Una comunicazione trasparente, corretta, coerente, sincera è il miglior antidoto nei confronti di qualunque ‘perturbazione’ possibile (fenomeno Nimby, esposti, inchieste, ecc…). Le aziende/enti che svolgono le loro attività in modo poco trasparente spesso rischiano di attrarre l’attenzione dei media, degli inquirenti o di qualche comitato per il semplice sospetto che possano compiere attività opache (si veda, a titolo di esempio, l’attenzione dei media pugliesi in materiale ambientale dopo il caso Ilva).
Se non si ha nulla da nascondere, perché non attivare nei confronti dell’opinione pubblica e delle istituzioni un rapporto franco e leale? Sgomberare il campo da teoremi, complottismi, macchinazioni investendo in procedure e comunicazione trasparenti riduce il rischio di perdere poi tempo e denaro per chiarire posizioni che sono realmente cristalline.
La tendenza italiana, invece, è a mettere la polvere sotto il tappeto anche quando la polvere non c’è o è talmente poca che farsi sorprendere nell’atto di nasconderla è molto peggio che mostrarla, asserendo con chiarezza: ecco, è rimasto un poco di polvere ma mi sto attrezzando per pulirla.
In Italia si fa un gran parlare di interventismo della magistratura, di esorbitanza dell’ordine giudiziario, di sconfinamento e strapotere di pubblici e ministeri e giudici nell’attività economica. È vero però che i magistrati hanno il compito di far rispettare la legge e di rispondere a un principio che, per quanto contestato ormai da decenni, è iscritto nella nostra carta costituzionale: l’obbligatorietà dell’azione penale. Significa che laddove si ravveda un possibile reato, è compito del magistrato approfondire e accertare se questo reato sia stato effettivamente compiuto e da chi.

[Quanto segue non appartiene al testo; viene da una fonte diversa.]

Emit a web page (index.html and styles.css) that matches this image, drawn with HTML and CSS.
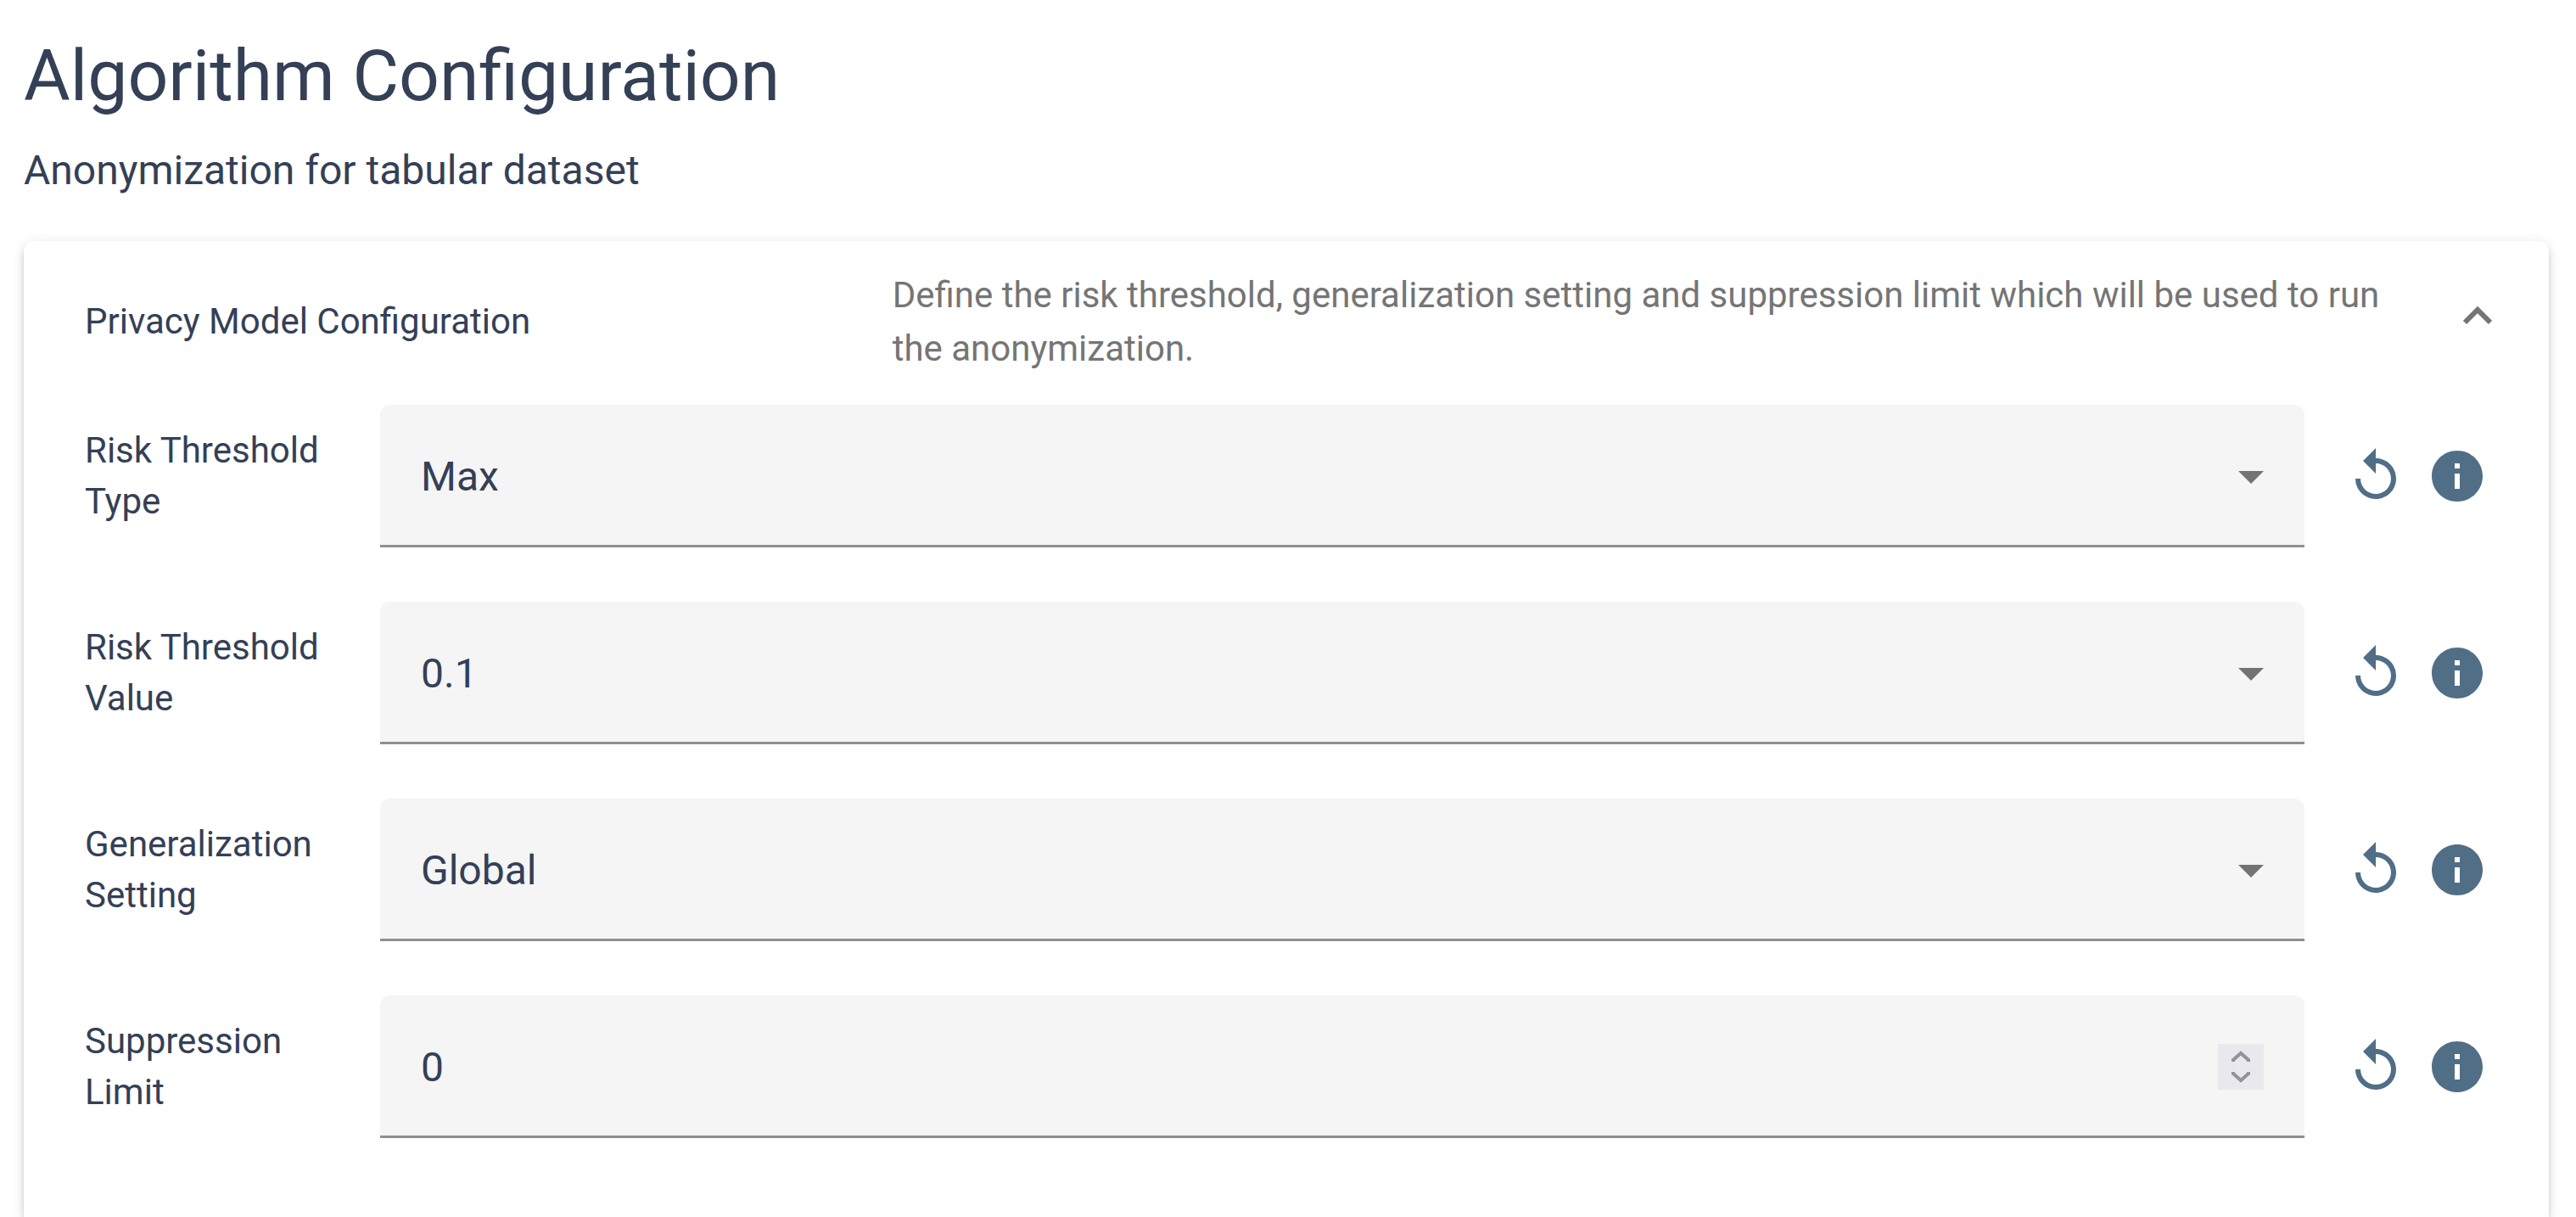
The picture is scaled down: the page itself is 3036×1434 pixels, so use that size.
FILE: index.html
```html
<!DOCTYPE html>
<html lang="en">
<head>
<meta charset="utf-8">
<title>Algorithm Configuration</title>
<link rel="stylesheet" href="styles.css">
</head>
<body>
<svg class="sprite" aria-hidden="true">
  <symbol id="replay" viewBox="0 0 24 24"><path d="M12 5V1L7 6l5 5V7c3.31 0 6 2.69 6 6s-2.69 6-6 6-6-2.69-6-6H4c0 4.42 3.58 8 8 8s8-3.58 8-8-3.58-8-8-8z"/></symbol>
  <symbol id="info" viewBox="0 0 24 24"><path d="M12 2C6.48 2 2 6.48 2 12s4.48 10 10 10 10-4.48 10-10S17.52 2 12 2zm1 15h-2v-6h2v6zm0-8h-2V7h2v2z"/></symbol>
  <symbol id="arrow" viewBox="0 0 30 18"><path d="M0 3h30L15 18z"/></symbol>
</svg>
<main class="page">
  <h1 class="page-title">Algorithm Configuration</h1>
  <p class="page-subtitle">Anonymization for tabular dataset</p>
  <section class="panel">
    <button class="panel-header" type="button" aria-expanded="true" aria-controls="privacy-model">
      <span class="panel-title">Privacy Model Configuration</span>
      <span class="panel-description">Define the risk threshold, generalization setting and suppression limit which will be used to run the anonymization.</span>
      <svg class="chevron" viewBox="0 0 34 38" aria-hidden="true"><path d="M2 20 17 5l15 15"/></svg>
    </button>
    <form class="panel-body" id="privacy-model">
      <div class="row">
        <label class="row-label" for="threshold-type">Risk Threshold Type</label>
        <div class="field">
          <select class="control" id="threshold-type"><option>Max</option></select>
          <svg class="field-arrow" aria-hidden="true"><use href="#arrow"/></svg>
        </div>
        <div class="actions">
          <button class="icon-button" type="button" aria-label="Reset"><svg class="icon"><use href="#replay"/></svg></button>
          <button class="icon-button" type="button" aria-label="Information"><svg class="icon"><use href="#info"/></svg></button>
        </div>
      </div>
      <div class="row">
        <label class="row-label" for="threshold-value">Risk Threshold Value</label>
        <div class="field">
          <select class="control" id="threshold-value"><option>0.1</option></select>
          <svg class="field-arrow" aria-hidden="true"><use href="#arrow"/></svg>
        </div>
        <div class="actions">
          <button class="icon-button" type="button" aria-label="Reset"><svg class="icon"><use href="#replay"/></svg></button>
          <button class="icon-button" type="button" aria-label="Information"><svg class="icon"><use href="#info"/></svg></button>
        </div>
      </div>
      <div class="row">
        <label class="row-label" for="generalization">Generalization Setting</label>
        <div class="field">
          <select class="control" id="generalization"><option>Global</option></select>
          <svg class="field-arrow" aria-hidden="true"><use href="#arrow"/></svg>
        </div>
        <div class="actions">
          <button class="icon-button" type="button" aria-label="Reset"><svg class="icon"><use href="#replay"/></svg></button>
          <button class="icon-button" type="button" aria-label="Information"><svg class="icon"><use href="#info"/></svg></button>
        </div>
      </div>
      <div class="row">
        <label class="row-label" for="suppression">Suppression Limit</label>
        <div class="field">
          <input class="control" id="suppression" type="number" value="0">
          <svg class="field-stepper" viewBox="0 0 54 54" aria-hidden="true"><path d="M18 21v-2l9-8 9 8v2M18 33v2l9 8 9-8v-2"/></svg>
        </div>
        <div class="actions">
          <button class="icon-button" type="button" aria-label="Reset"><svg class="icon"><use href="#replay"/></svg></button>
          <button class="icon-button" type="button" aria-label="Information"><svg class="icon"><use href="#info"/></svg></button>
        </div>
      </div>
    </form>
  </section>
</main>
</body>
</html>
```
FILE: styles.css
```css
* {
  box-sizing: border-box;
}

body {
  margin: 0;
  background: #fff;
  color: #344056;
  font-family: Roboto, "Liberation Sans", sans-serif;
  font-size: 42px;
}

button,
select,
input {
  margin: 0;
  border: 0;
  color: inherit;
  font: inherit;
}

.sprite {
  display: none;
}

.page {
  display: flex;
  flex-direction: column;
  min-height: 100vh;
  padding: 41px 32px 0 28px;
}

.page-title {
  margin: 0 0 26px;
  font-size: 84px;
  font-weight: 400;
  line-height: 98px;
}

.page-subtitle {
  margin: 0 0 47px;
  font-size: 48px;
  line-height: 72px;
}

.panel {
  flex: 1;
  padding-bottom: 48px;
  border-radius: 12px 12px 0 0;
  background: #fff;
  box-shadow:
    0 9px 3px -6px rgba(0, 0, 0, 0.2),
    0 6px 6px 0 rgba(0, 0, 0, 0.14),
    0 3px 15px 0 rgba(0, 0, 0, 0.12);
}

.panel-header {
  display: grid;
  grid-template-columns: 1fr 2fr 34px;
  align-items: center;
  column-gap: 52px;
  width: 100%;
  min-height: 193px;
  padding: 24px 67px 28px 72px;
  background: none;
  line-height: 63px;
  text-align: left;
}

.panel-description {
  color: #757575;
}

.chevron {
  width: 34px;
  height: 38px;
  fill: none;
  stroke: #757575;
  stroke-width: 6;
}

.panel-body {
  display: flex;
  flex-direction: column;
  gap: 64px;
  padding: 0 72px;
}

.row {
  display: grid;
  grid-template-columns: 300px 1fr auto;
  align-items: center;
  column-gap: 48px;
}

.row-label {
  line-height: 60px;
}

.field {
  display: grid;
  align-items: center;
}

.field > * {
  grid-area: 1 / 1;
}

.control {
  width: 100%;
  height: 168px;
  padding: 0 48px;
  border-radius: 12px 12px 0 0;
  background: #f5f5f5;
  box-shadow: inset 0 -3px #8f8f8f;
  font-size: 48px;
  appearance: none;
}

.control[type="number"] {
  appearance: textfield;
}

.control::-webkit-inner-spin-button {
  appearance: none;
}

.field-arrow,
.field-stepper {
  justify-self: end;
  margin-right: 48px;
  pointer-events: none;
}

.field-arrow {
  width: 30px;
  height: 18px;
  fill: #737373;
}

.field-stepper {
  width: 54px;
  height: 54px;
  background: #e9e8ed;
  fill: none;
  stroke: #9291a0;
  stroke-width: 4;
}

.actions {
  display: flex;
  gap: 24px;
}

.icon-button {
  padding: 0;
  background: none;
}

.icon {
  display: block;
  width: 72px;
  height: 72px;
  fill: #516e87;
}
```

Ora, è evidente che – come dimostra tutta la proiezione massmediatica del fenomeno giudiziario – a determinare una maggiore o minore attenzione su un caso concorre in modo non trascurabile anche la sua percezione di gravità da parte dell’opinione pubblica.
Una vicenda che sia costantemente sotto i riflettori di comitati, social network, media, opinione pubblica è inevitabilmente più visibile anche agli inquirenti. È dunque essenziale operare con una comunicazione, si tratti di un ente pubblico o di un’azienda, che sia capace di contemperare i due fori fondamentali: da un lato sufficientemente semplice e comprensibile per il pubblico più vasto possibile, dall’altro precisa, puntuale, autentica, per offrire anche agli interlocutori istituzionali le risposte necessarie, precise, certe, tali da non rendere necessari ulteriori approfondimenti, proprio perché trasparenti e fortificate da dati inoppugnabili.

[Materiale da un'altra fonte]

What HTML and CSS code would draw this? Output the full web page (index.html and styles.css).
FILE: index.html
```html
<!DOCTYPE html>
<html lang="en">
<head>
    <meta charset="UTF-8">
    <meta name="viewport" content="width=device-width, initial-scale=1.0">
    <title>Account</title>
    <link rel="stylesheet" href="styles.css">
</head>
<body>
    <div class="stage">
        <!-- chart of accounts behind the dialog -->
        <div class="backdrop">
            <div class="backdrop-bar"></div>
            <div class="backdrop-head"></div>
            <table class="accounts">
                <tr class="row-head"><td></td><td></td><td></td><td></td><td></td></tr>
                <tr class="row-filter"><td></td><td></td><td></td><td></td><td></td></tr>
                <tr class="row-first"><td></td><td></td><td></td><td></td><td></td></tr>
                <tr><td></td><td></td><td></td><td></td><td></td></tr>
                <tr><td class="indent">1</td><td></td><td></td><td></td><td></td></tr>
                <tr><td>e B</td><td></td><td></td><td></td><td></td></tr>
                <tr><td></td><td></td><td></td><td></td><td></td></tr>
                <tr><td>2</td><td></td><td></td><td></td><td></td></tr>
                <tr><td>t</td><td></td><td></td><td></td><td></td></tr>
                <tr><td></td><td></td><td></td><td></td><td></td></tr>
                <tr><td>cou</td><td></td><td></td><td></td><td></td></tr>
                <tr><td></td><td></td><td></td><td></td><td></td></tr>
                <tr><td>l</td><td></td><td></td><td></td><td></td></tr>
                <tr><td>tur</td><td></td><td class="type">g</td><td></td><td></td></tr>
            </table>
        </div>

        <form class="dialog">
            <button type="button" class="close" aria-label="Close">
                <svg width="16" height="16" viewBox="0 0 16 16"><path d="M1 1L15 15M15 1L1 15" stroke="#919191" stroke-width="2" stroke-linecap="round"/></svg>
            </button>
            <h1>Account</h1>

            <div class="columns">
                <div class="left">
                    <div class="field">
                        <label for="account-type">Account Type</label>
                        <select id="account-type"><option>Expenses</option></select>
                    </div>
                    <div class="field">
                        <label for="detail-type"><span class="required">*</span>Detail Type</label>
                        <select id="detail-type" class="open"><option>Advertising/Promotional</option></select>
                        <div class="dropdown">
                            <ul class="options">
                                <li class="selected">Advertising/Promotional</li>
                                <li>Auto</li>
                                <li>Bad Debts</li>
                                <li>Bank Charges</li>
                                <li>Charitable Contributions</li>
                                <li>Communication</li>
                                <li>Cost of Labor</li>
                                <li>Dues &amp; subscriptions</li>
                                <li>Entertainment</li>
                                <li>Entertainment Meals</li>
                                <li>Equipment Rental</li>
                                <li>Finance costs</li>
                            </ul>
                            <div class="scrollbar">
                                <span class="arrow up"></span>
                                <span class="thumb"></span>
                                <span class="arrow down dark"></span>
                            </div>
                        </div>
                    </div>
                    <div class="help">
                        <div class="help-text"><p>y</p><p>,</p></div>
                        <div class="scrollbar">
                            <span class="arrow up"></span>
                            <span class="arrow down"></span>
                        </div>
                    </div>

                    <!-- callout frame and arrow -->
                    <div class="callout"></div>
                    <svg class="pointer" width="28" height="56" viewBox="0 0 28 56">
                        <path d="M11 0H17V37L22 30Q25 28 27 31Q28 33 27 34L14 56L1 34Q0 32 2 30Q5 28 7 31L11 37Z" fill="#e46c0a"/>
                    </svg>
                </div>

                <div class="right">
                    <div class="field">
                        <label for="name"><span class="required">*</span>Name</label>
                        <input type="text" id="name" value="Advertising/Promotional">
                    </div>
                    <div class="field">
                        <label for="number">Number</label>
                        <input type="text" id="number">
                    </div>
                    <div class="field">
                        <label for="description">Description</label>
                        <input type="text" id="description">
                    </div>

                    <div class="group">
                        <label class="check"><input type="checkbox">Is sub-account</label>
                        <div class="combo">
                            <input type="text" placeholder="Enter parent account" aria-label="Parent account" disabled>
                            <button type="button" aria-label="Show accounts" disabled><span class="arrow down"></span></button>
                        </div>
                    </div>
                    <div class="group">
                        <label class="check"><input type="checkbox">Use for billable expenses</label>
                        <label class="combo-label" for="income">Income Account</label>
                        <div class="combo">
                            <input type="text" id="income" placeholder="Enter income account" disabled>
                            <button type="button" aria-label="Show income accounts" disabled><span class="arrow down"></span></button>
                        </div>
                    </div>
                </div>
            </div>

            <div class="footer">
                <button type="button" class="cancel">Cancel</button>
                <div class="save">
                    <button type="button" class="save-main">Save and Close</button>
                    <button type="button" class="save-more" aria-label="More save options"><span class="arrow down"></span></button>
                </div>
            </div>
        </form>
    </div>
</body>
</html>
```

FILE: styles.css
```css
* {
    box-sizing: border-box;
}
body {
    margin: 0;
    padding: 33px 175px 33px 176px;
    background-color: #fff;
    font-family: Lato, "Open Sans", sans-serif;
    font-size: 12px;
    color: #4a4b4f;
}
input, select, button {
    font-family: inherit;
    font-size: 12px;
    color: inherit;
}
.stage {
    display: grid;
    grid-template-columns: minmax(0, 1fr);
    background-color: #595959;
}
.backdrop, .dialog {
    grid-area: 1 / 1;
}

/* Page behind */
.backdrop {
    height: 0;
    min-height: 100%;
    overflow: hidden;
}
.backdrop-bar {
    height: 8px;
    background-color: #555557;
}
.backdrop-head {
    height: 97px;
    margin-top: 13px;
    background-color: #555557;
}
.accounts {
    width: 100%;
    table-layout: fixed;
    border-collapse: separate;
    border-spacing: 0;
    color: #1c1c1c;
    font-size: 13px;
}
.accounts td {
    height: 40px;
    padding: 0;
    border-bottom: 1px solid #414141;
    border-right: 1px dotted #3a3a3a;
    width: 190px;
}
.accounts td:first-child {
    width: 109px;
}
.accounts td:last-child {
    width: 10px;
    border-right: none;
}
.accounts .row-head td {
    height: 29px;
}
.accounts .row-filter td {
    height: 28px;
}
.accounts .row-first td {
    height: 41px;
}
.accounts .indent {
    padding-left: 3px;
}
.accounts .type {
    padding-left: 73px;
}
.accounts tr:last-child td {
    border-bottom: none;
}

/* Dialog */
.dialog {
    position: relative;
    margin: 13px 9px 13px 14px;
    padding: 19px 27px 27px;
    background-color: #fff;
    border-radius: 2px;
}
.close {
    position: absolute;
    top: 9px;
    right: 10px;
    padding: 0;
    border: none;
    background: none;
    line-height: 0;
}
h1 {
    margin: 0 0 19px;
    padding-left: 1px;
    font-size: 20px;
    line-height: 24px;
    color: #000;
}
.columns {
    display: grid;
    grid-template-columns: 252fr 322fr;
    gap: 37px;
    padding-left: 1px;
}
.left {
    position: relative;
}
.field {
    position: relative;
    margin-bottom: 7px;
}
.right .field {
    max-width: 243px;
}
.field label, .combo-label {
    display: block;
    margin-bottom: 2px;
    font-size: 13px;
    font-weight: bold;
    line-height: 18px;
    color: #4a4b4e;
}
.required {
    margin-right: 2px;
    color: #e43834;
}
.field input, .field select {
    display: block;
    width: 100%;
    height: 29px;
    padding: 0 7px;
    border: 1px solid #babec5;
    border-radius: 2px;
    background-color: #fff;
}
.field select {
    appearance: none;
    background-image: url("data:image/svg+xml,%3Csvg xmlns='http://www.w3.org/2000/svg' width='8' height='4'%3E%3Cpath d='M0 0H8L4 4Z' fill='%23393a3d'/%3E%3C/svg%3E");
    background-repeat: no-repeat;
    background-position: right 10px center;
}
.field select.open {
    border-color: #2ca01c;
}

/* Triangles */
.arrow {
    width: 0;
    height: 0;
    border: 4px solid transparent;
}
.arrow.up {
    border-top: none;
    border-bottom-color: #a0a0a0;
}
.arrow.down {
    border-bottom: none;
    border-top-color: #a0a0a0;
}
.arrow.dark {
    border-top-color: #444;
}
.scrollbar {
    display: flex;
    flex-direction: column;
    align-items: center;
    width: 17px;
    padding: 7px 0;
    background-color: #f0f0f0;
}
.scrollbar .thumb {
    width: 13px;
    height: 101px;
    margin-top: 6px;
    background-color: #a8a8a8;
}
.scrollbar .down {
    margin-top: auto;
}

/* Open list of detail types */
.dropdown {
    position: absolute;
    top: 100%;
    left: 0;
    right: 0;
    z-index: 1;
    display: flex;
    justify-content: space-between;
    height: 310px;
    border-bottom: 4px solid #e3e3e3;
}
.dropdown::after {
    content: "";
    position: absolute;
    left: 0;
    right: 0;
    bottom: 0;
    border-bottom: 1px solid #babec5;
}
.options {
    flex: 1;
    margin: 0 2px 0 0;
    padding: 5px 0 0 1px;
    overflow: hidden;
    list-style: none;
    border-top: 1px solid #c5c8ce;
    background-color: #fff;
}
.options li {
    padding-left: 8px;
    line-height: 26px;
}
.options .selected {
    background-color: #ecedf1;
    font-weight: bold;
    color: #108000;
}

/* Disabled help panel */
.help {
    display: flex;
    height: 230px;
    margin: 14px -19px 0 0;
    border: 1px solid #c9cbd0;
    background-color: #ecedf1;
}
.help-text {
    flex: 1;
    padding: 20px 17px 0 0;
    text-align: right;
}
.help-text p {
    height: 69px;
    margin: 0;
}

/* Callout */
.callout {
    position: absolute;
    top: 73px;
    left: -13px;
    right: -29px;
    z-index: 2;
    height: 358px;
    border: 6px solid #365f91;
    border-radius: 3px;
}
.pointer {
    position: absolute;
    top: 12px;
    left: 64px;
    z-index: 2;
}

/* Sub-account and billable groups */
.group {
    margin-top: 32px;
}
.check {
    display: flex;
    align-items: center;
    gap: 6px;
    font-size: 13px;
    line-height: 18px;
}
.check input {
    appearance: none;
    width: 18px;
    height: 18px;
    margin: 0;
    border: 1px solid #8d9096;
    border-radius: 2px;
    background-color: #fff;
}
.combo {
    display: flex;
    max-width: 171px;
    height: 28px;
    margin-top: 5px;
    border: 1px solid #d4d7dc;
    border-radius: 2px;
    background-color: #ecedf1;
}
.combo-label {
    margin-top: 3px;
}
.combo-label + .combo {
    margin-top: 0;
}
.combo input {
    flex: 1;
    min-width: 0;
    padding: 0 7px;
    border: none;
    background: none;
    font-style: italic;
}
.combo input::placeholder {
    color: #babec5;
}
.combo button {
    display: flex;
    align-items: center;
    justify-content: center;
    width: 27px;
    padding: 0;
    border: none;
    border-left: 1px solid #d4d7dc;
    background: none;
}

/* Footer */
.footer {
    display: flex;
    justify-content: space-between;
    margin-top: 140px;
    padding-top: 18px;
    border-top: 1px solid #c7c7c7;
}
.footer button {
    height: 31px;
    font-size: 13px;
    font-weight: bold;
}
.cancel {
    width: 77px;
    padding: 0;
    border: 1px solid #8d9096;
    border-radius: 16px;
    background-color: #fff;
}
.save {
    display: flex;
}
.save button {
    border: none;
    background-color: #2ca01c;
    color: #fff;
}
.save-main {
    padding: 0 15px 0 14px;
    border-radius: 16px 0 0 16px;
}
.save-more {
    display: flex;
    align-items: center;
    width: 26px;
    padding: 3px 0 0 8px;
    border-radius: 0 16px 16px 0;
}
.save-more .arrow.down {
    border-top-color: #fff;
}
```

Un siffatto genere di comunicazione previene la crisi ed è anche un buon antidoto all’apertura di eventuali procedimenti di natura amministrativa o giudiziaria, sempre che, naturalmente, si operi nel pieno rispetto della legge.
Per porre in essere una strategia comunicativa così descritta occorre che collaborino i professionisti del diritto e quelli delle relazioni pubbliche e della comunicazione, gli esperti in litigation public relation. L’attività, che va sotto il nome di litigation public relation (PR), identifica la gestione a livello professionale delle attività di comunicazione sviluppate ed esercitate dalle parti coinvolte in una controversia legale.
Di un esperto in litigation pr e più in particolare in litigation communication in Italia – anche a causa di una vera e propria deviazione del processo mediatico giudiziario – c’è sempre più bisogno. È almeno dal caso Tortora che assistiamo a una lunga serie di processi mediatici, basti pensare a quanta acqua è passata sotto i ponti dai processi televisivi di Tangentopoli a quello sull’omicidio di Meredith Kercher.
Se tuttavia nel mondo anglosassone e in Germania è pacificamente accettata l’idea di un professionista della comunicazione che affianchi l’avvocato nella difesa di un indagato o imputato, in Italia siamo ancora agli albori di questa pratica, con la lodevole eccezione della Suprema Corte di Cassazione che ha riconosciuto il valore di una difesa anche al di fuori del processo con la sentenza 6827/2014.
Il prossimo futuro dimostrerà come un professionista della comunicazione, dotato delle necessarie competenze giuridica e giornalistica, sarà la figura fondamentale non soltanto per riequilibrare il rapporto tra accusa e difesa di fronte all’opinione pubblica e dunque anche alla magistratura, ma eserciterà anche un ruolo essenziale come attore del processo anticorruttivo, contribuendo in modo determinante a cancellare qualsivoglia opacità nell’attività del pubblico come del privato.